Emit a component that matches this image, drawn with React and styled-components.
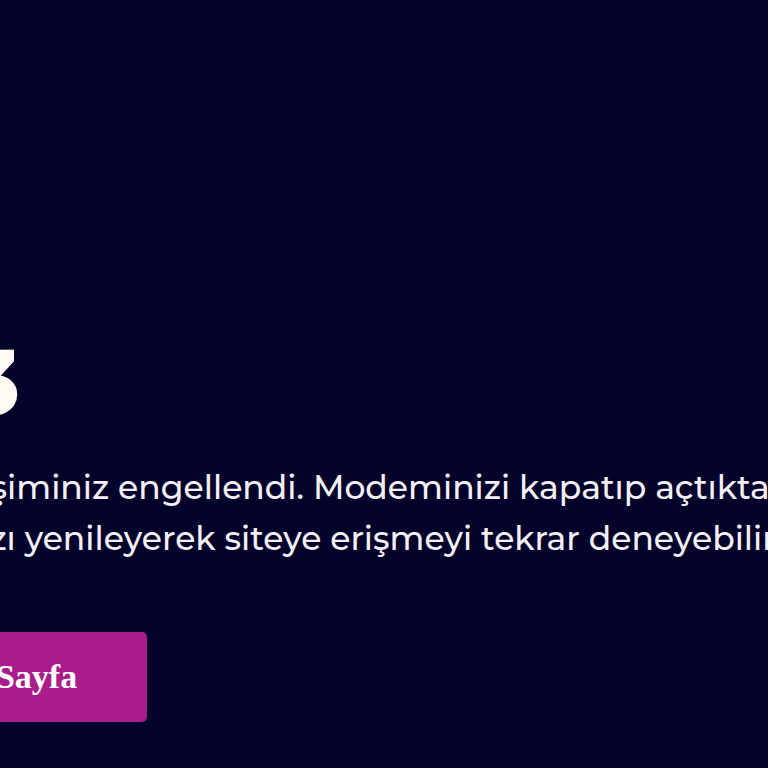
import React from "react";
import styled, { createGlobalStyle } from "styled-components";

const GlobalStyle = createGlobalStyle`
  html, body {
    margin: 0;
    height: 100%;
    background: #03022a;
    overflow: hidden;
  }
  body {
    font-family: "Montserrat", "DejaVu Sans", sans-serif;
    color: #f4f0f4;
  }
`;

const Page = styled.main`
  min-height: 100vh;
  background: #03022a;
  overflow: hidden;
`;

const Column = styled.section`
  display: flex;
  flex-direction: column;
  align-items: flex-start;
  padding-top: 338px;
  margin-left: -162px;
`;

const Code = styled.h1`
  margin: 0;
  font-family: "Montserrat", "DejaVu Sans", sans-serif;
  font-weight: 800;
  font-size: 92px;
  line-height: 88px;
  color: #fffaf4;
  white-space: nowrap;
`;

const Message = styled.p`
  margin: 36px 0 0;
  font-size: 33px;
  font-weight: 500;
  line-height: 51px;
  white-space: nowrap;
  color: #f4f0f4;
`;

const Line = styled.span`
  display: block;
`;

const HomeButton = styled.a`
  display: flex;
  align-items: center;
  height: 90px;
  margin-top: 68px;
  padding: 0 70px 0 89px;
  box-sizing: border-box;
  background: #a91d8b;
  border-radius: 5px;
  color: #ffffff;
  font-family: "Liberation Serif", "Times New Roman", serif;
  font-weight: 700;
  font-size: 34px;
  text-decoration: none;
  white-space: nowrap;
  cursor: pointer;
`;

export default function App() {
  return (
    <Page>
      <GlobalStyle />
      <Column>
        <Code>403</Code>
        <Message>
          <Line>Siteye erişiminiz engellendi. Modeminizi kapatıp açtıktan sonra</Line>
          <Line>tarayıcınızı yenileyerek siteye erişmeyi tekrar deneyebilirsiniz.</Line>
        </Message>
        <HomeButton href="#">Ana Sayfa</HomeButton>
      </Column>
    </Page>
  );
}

> _Task brief_
Word for word, quote the lines above. Omit the pictures.

> _Output of the exercise_
Emit a component that matches this image, drawn with React and styled-components.
import React from "react";
import styled, { createGlobalStyle } from "styled-components";

const GlobalStyle = createGlobalStyle`
  html, body {
    margin: 0;
    height: 100%;
    background: #03022a;
    overflow: hidden;
  }
  body {
    font-family: "Montserrat", "DejaVu Sans", sans-serif;
    color: #f4f0f4;
  }
`;

const Page = styled.main`
  min-height: 100vh;
  background: #03022a;
  overflow: hidden;
`;

const Column = styled.section`
  display: flex;
  flex-direction: column;
  align-items: flex-start;
  padding-top: 338px;
  margin-left: -162px;
`;

const Code = styled.h1`
  margin: 0;
  font-family: "Montserrat", "DejaVu Sans", sans-serif;
  font-weight: 800;
  font-size: 92px;
  line-height: 88px;
  color: #fffaf4;
  white-space: nowrap;
`;

const Message = styled.p`
  margin: 36px 0 0;
  font-size: 33px;
  font-weight: 500;
  line-height: 51px;
  white-space: nowrap;
  color: #f4f0f4;
`;

const Line = styled.span`
  display: block;
`;

const HomeButton = styled.a`
  display: flex;
  align-items: center;
  height: 90px;
  margin-top: 68px;
  padding: 0 70px 0 89px;
  box-sizing: border-box;
  background: #a91d8b;
  border-radius: 5px;
  color: #ffffff;
  font-family: "Liberation Serif", "Times New Roman", serif;
  font-weight: 700;
  font-size: 34px;
  text-decoration: none;
  white-space: nowrap;
  cursor: pointer;
`;

export default function App() {
  return (
    <Page>
      <GlobalStyle />
      <Column>
        <Code>403</Code>
        <Message>
          <Line>Siteye erişiminiz engellendi. Modeminizi kapatıp açtıktan sonra</Line>
          <Line>tarayıcınızı yenileyerek siteye erişmeyi tekrar deneyebilirsiniz.</Line>
        </Message>
        <HomeButton href="#">Ana Sayfa</HomeButton>
      </Column>
    </Page>
  );
}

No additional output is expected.